- [Objective] Count how many lines below include the string "screenshot", and give that number without anything else.

+++++

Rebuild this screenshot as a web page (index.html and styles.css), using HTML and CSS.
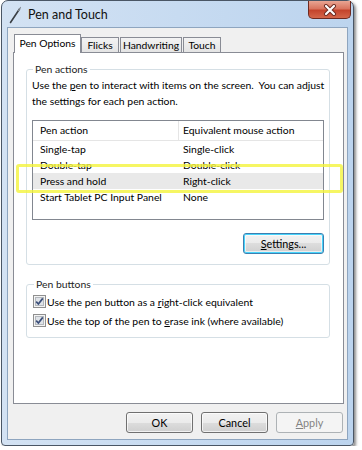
FILE: index.html
```html
<!DOCTYPE html>
<html>
<head>
    <title>Pen and Touch</title>
    <link rel="stylesheet" href="styles.css">
</head>
<body>
    <div class="window">
        <div class="titlebar">
            <svg class="pen-icon" width="14" height="18" viewBox="0 0 14 18">
                <path d="M2.5 16.5 L11.5 3" stroke="#3a3f45" stroke-width="1.6" stroke-linecap="round" fill="none"/>
                <path d="M10.5 4.5 L12.5 1.5" stroke="#8a9099" stroke-width="1.2" stroke-linecap="round" fill="none"/>
            </svg>
            <span class="title">Pen and Touch</span>
            <div class="close">
                <svg width="14" height="12" viewBox="0 0 14 12">
                    <path d="M3 2 L11 10 M11 2 L3 10" stroke="#6b2a20" stroke-width="4" stroke-linecap="round"/>
                    <path d="M3 2 L11 10 M11 2 L3 10" stroke="#ffffff" stroke-width="2.2" stroke-linecap="round"/>
                </svg>
            </div>
        </div>

        <div class="client">
            <div class="tabs">
                <div class="tab active tab-w67">Pen Options</div>
                <div class="tab tab-w38">Flicks</div>
                <div class="tab tab-w62">Handwriting</div>
                <div class="tab tab-w38">Touch</div>
            </div>

            <div class="pane">
                <fieldset class="group group-actions">
                    <legend>Pen actions</legend>
                    <p class="intro">Use the <u>p</u>en to interact with items on the screen.&nbsp; You can adjust the settings for each pen action.</p>

                    <div class="listview">
                        <div class="lv-row lv-head">
                            <span class="lv-cell">Pen action</span>
                            <span class="lv-cell lv-sep">Equivalent mouse action</span>
                        </div>
                        <div class="lv-row">
                            <span class="lv-cell">Single-tap</span>
                            <span class="lv-cell">Single-click</span>
                        </div>
                        <div class="lv-row">
                            <span class="lv-cell">Double-tap</span>
                            <span class="lv-cell">Double-click</span>
                        </div>
                        <div class="lv-row selected">
                            <span class="lv-cell">Press and hold</span>
                            <span class="lv-cell">Right-click</span>
                        </div>
                        <div class="lv-row">
                            <span class="lv-cell">Start Tablet PC Input Panel</span>
                            <span class="lv-cell">None</span>
                        </div>
                    </div>

                    <div class="group-footer">
                        <button class="btn focused"><u>S</u>ettings...</button>
                    </div>
                </fieldset>

                <fieldset class="group group-buttons">
                    <legend>Pen buttons</legend>
                    <label class="check">
                        <svg class="box" width="13" height="13" viewBox="0 0 13 13">
                            <rect x="0.5" y="0.5" width="12" height="12" fill="#f4f4f4" stroke="#8f8f8f"/>
                            <rect x="2.5" y="2.5" width="8" height="8" fill="#dfe3e8" stroke="#b4b8bd"/>
                            <path d="M3.2 6.6 L5.4 9 L9.8 3.4" stroke="#3c4f7a" stroke-width="1.7" fill="none"/>
                        </svg>
                        <span>Use the pen button as a <u>r</u>ight-click equivalent</span>
                    </label>
                    <label class="check">
                        <svg class="box" width="13" height="13" viewBox="0 0 13 13">
                            <rect x="0.5" y="0.5" width="12" height="12" fill="#f4f4f4" stroke="#8f8f8f"/>
                            <rect x="2.5" y="2.5" width="8" height="8" fill="#dfe3e8" stroke="#b4b8bd"/>
                            <path d="M3.2 6.6 L5.4 9 L9.8 3.4" stroke="#3c4f7a" stroke-width="1.7" fill="none"/>
                        </svg>
                        <span>Use the top of the pen to <u>e</u>rase ink (where available)</span>
                    </label>
                </fieldset>
            </div>

            <div class="dialog-buttons">
                <button class="btn">OK</button>
                <button class="btn">Cancel</button>
                <button class="btn disabled"><u>A</u>pply</button>
            </div>
        </div>

        <!-- yellow annotation box drawn over the screenshot -->
        <div class="annotation"></div>
    </div>
</body>
</html>
```

FILE: styles.css
```css
body {
    margin: 0;
    background: #ffffff;
    font-family: Lato, "Open Sans", sans-serif;
    font-size: 10.4px;
    color: #000;
}
.window {
    position: relative;
    box-sizing: border-box;
    width: 353px;
    height: 446px;
    margin-left: 1px;
    border: 1px solid #4a5665;
    border-radius: 7px 7px 4px 4px;
    background: linear-gradient(to right, #d3e2f3 0%, #c7dbf1 50%, #bcd4ee 100%);
    box-shadow: 2px 2px 3px rgba(0,0,0,0.45);
}
.titlebar {
    display: flex;
    align-items: flex-start;
    height: 26px;
    padding: 0 2px 0 6px;
}
.pen-icon {
    margin-top: 5px;
}
.title {
    margin-left: 6px;
    margin-top: 6px;
    font-size: 12.5px;
    line-height: 16px;
    color: #111;
}
.close {
    margin-left: auto;
    width: 43px;
    height: 18px;
    box-sizing: border-box;
    display: flex;
    align-items: center;
    justify-content: center;
    border: 1px solid #6e2a20;
    border-top: none;
    border-radius: 0 0 5px 5px;
    background: linear-gradient(to bottom, #e9a593 0%, #d9755f 45%, #c4442c 55%, #d4664a 100%);
}
.client {
    box-sizing: border-box;
    height: 413px;
    margin: 0 5px;
    padding: 6px 4px 0 5px;
    background: #f0f0f0;
    border: 1px solid #8ea5bf;
}
.tabs {
    display: flex;
    align-items: flex-end;
    height: 18px;
    margin-left: 1px;
    font-size: 10.3px;
}
.tab {
    box-sizing: border-box;
    height: 15px;
    padding: 0;
    text-align: center;
    white-space: nowrap;
    line-height: 14px;
    border: 1px solid #898c95;
    border-bottom: none;
    background: linear-gradient(to bottom, #f3f3f3, #e4e4e4);
    margin-right: 1px;
}
.tab-w67 { width: 67px; }
.tab-w62 { width: 62px; }
.tab-w38 { width: 38px; }
.tab.active {
    position: relative;
    z-index: 1;
    height: 19px;
    margin-bottom: -1px;
    margin-right: 0;
    line-height: 17px;
    background: #ffffff;
}
.pane {
    box-sizing: border-box;
    width: 331px;
    height: 352px;
    padding: 9px 13px 0 12px;
    background: #ffffff;
    border: 1px solid #898c95;
}
.group {
    margin: 0;
    padding: 0 5px 0 5px;
    border: 1px solid #d5dfe5;
    border-radius: 3px;
    min-width: 0;
}
.group legend {
    padding: 0 2px;
    margin-left: 1px;
    line-height: 15px;
    color: #1e1e1e;
}
.intro {
    margin: 0 -8px 0 0;
    line-height: 16px;
}
.listview {
    box-sizing: border-box;
    height: 100px;
    margin-top: 11px;
    border: 1px solid #828790;
}
.lv-row {
    display: grid;
    grid-template-columns: 145px 1fr;
    height: 16px;
    line-height: 16px;
}
.lv-row.lv-head {
    height: 19px;
    line-height: 18px;
    border-bottom: 1px solid #e5e5e5;
}
.lv-cell {
    padding-left: 7px;
    white-space: nowrap;
}
.lv-cell.lv-sep {
    border-left: 1px solid #e5e5e5;
    padding-left: 4px;
}
.lv-row:not(.lv-head) .lv-cell + .lv-cell {
    padding-left: 5px;
}
.lv-row.selected {
    background: #e9e9e9;
}
.group-footer {
    display: flex;
    justify-content: flex-end;
    margin-top: 13px;
    padding-bottom: 10px;
}
.btn {
    box-sizing: border-box;
    width: 67px;
    height: 21px;
    padding: 0;
    font-family: inherit;
    font-size: 10.8px;
    color: #000;
    border: 1px solid #707070;
    border-radius: 3px;
    background: linear-gradient(to bottom, #f2f2f2 0%, #ebebeb 50%, #dddddd 50%, #cfcfcf 100%);
    box-shadow: inset 0 0 0 1px rgba(255,255,255,0.7);
}
.btn.focused {
    width: 81px;
    border-color: #3c7fb1;
    box-shadow: inset 0 0 0 1px #48d4fb, inset 0 0 0 2px rgba(255,255,255,0.6);
}
.btn.disabled {
    color: #838383;
    border-color: #adb2b5;
    background: #f4f4f4;
    box-shadow: none;
}
.group-buttons {
    margin-top: 12px;
    padding: 0 6px 7px 6px;
}
.check {
    display: flex;
    align-items: center;
    height: 19px;
}
.check .box {
    margin-right: 1px;
    flex: none;
}
.dialog-buttons {
    display: flex;
    justify-content: flex-end;
    gap: 8px;
    margin-top: 8px;
    padding-right: 0;
}
.annotation {
    position: absolute;
    left: 14px;
    top: 163px;
    width: 327px;
    height: 29px;
    box-sizing: border-box;
    border: 3px solid rgba(244, 244, 60, 0.8);
    border-radius: 3px;
}
```
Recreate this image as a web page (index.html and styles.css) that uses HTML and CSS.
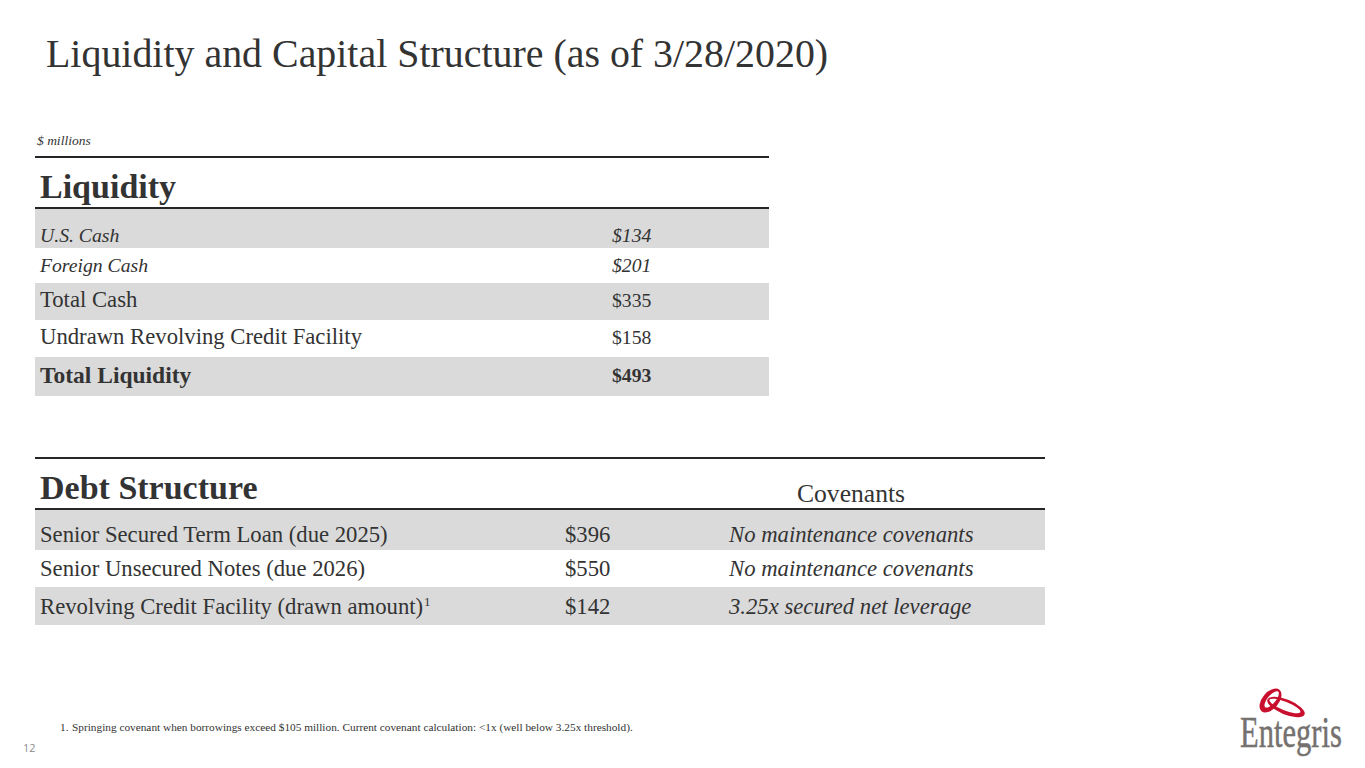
FILE: index.html
```html
<!DOCTYPE html>
<html lang="en">
<head>
<meta charset="utf-8">
<title>Liquidity and Capital Structure</title>
<link rel="stylesheet" href="styles.css">
</head>
<body>
<div class="slide">
  <h1 class="title">Liquidity and Capital Structure (as of 3/28/2020)</h1>
  <div class="units">$ millions</div>

  <section class="table liq">
    <div class="thead"><div class="th">Liquidity</div></div>
    <div class="row shade r-us"><div class="it">U.S. Cash</div><div class="it">$134</div></div>
    <div class="row r-foreign"><div class="it">Foreign Cash</div><div class="it">$201</div></div>
    <div class="row shade r-std"><div>Total Cash</div><div class="val">$335</div></div>
    <div class="row r-std"><div>Undrawn Revolving Credit Facility</div><div class="val">$158</div></div>
    <div class="row shade r-total"><div class="b">Total Liquidity</div><div class="b val">$493</div></div>
  </section>

  <section class="table debt">
    <div class="thead"><div class="th">Debt Structure</div><div></div><div class="th-cov">Covenants</div></div>
    <div class="row shade d1"><div>Senior Secured Term Loan (due 2025)</div><div>$396</div><div class="it">No maintenance covenants</div></div>
    <div class="row d2"><div>Senior Unsecured Notes (due 2026)</div><div>$550</div><div class="it">No maintenance covenants</div></div>
    <div class="row shade d3"><div>Revolving Credit Facility (drawn amount)<sup class="sup">1</sup></div><div>$142</div><div class="it">3.25x secured net leverage</div></div>
  </section>

  <footer class="footer">
    <div class="notes">
      <p class="footnote"><span class="fn-num">1.</span>Springing covenant when borrowings exceed $105 million. Current covenant calculation: &lt;1x (well below 3.25x threshold).</p>
      <div class="pagenum">12</div>
    </div>
    <div class="logo">
      <svg class="rings" viewBox="0 0 54 32" width="54" height="32" aria-hidden="true">
        <path fill="#c8102e" fill-rule="evenodd" d="M25.5 3.78 A14 8.5 -50 0 1 7.5 25.22 A14 8.5 -50 0 1 25.5 3.78 Z M24.2 5.6 A10.2 4.3 -50 0 1 11.1 21.2 A10.2 4.3 -50 0 1 24.2 5.6 Z"/>
        <path fill="#c8102e" fill-rule="evenodd" d="M50.54 28.5 A20 7.5 22 0 1 13.46 13.5 A20 7.5 22 0 1 50.54 28.5 Z M46.3 26.2 A16.6 4.2 22 0 1 15.5 13.8 A16.6 4.2 22 0 1 46.3 26.2 Z"/>
      </svg>
      <div class="logo-text">Entegris</div>
    </div>
  </footer>
</div>
</body>
</html>
```

FILE: styles.css
```css
* { box-sizing: border-box; }
html, body { margin: 0; padding: 0; background: #fff; }
body {
  font-family: "Liberation Serif", "Times New Roman", serif;
  color: #333;
}
.slide {
  width: 1365px;
  height: 768px;
  display: flex;
  flex-direction: column;
  overflow: hidden;
}
.title {
  margin: 0;
  padding: 31px 0 0 46px;
  font-size: 39.9px;
  line-height: 46px;
  font-weight: normal;
  color: #333;
}
.units {
  margin: 56px 0 0 37px;
  font-size: 13.5px;
  line-height: 16px;
  font-style: italic;
  color: #333;
}
.table {
  margin-left: 35px;
  border-top: 2px solid #262626;
}
.liq { width: 734px; margin-top: 7px; }
.debt { width: 1010px; margin-top: 61px; }
.thead {
  display: grid;
  border-bottom: 2px solid #262626;
  padding-left: 5px;
  height: 51px;
}
.liq .thead { grid-template-columns: 1fr; }
.debt .thead { grid-template-columns: 525px 164px 1fr; }
.th {
  padding-top: 10px;
  font-size: 34px;
  line-height: 38px;
  font-weight: bold;
  color: #333;
}
.th-cov {
  padding: 20px 0 0 68px;
  font-size: 25.6px;
  line-height: 29px;
  color: #333;
}
.row {
  display: grid;
  padding-left: 5px;
  font-size: 22.7px;
  line-height: 26px;
  color: #333;
}
.liq .row { grid-template-columns: 572px 1fr; }
.debt .row { grid-template-columns: 525px 164px 1fr; }
.shade { background: #dadada; }
.it { font-style: italic; }
.b { font-weight: bold; }
.val { font-size: 19.7px; }
.r-us { padding-top: 15px; padding-bottom: 2px; font-size: 19.7px; line-height: 22px; }
.r-foreign { padding-top: 6px; padding-bottom: 7px; font-size: 19.7px; line-height: 22px; }
.r-std { padding-top: 4px; padding-bottom: 7px; }
.r-total { padding-top: 5px; padding-bottom: 8px; }
.r-total .b { font-size: 23.5px; }
.r-total .val { font-size: 19.7px; }
.d1 { padding-top: 12px; padding-bottom: 2px; }
.d2 { padding-top: 6px; padding-bottom: 5px; }
.d3 { padding-top: 7px; padding-bottom: 5px; }
.sup {
  font-size: 13px;
  line-height: 0;
  vertical-align: 8px;
  margin-left: 1px;
}
.footer {
  margin-top: auto;
  display: flex;
  justify-content: space-between;
  align-items: flex-end;
  padding: 0 23px 14px 0;
}
.notes { display: flex; flex-direction: column; }
.footnote {
  margin: 0;
  padding-left: 60px;
  font-size: 11.3px;
  line-height: 13px;
  color: #333;
}
.fn-num { display: inline-block; width: 12px; }
.pagenum {
  margin-top: 7px;
  padding-left: 23px;
  font-family: "Open Sans", "Liberation Sans", sans-serif;
  font-size: 11px;
  line-height: 13px;
  color: #8c8c8c;
}
.logo {
  display: flex;
  flex-direction: column;
  align-items: flex-end;
  padding-bottom: 5px;
}
.rings {
  display: block;
  margin-right: 34px;
  margin-bottom: -3px;
  overflow: visible;
}
.logo-text {
  font-family: "Liberation Serif", "Times New Roman", serif;
  font-size: 45px;
  line-height: 34px;
  color: #75716f;
  -webkit-text-stroke: 0.5px #75716f;
  transform: scaleX(0.68);
  transform-origin: right center;
}
```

+++++

- [Task result] 2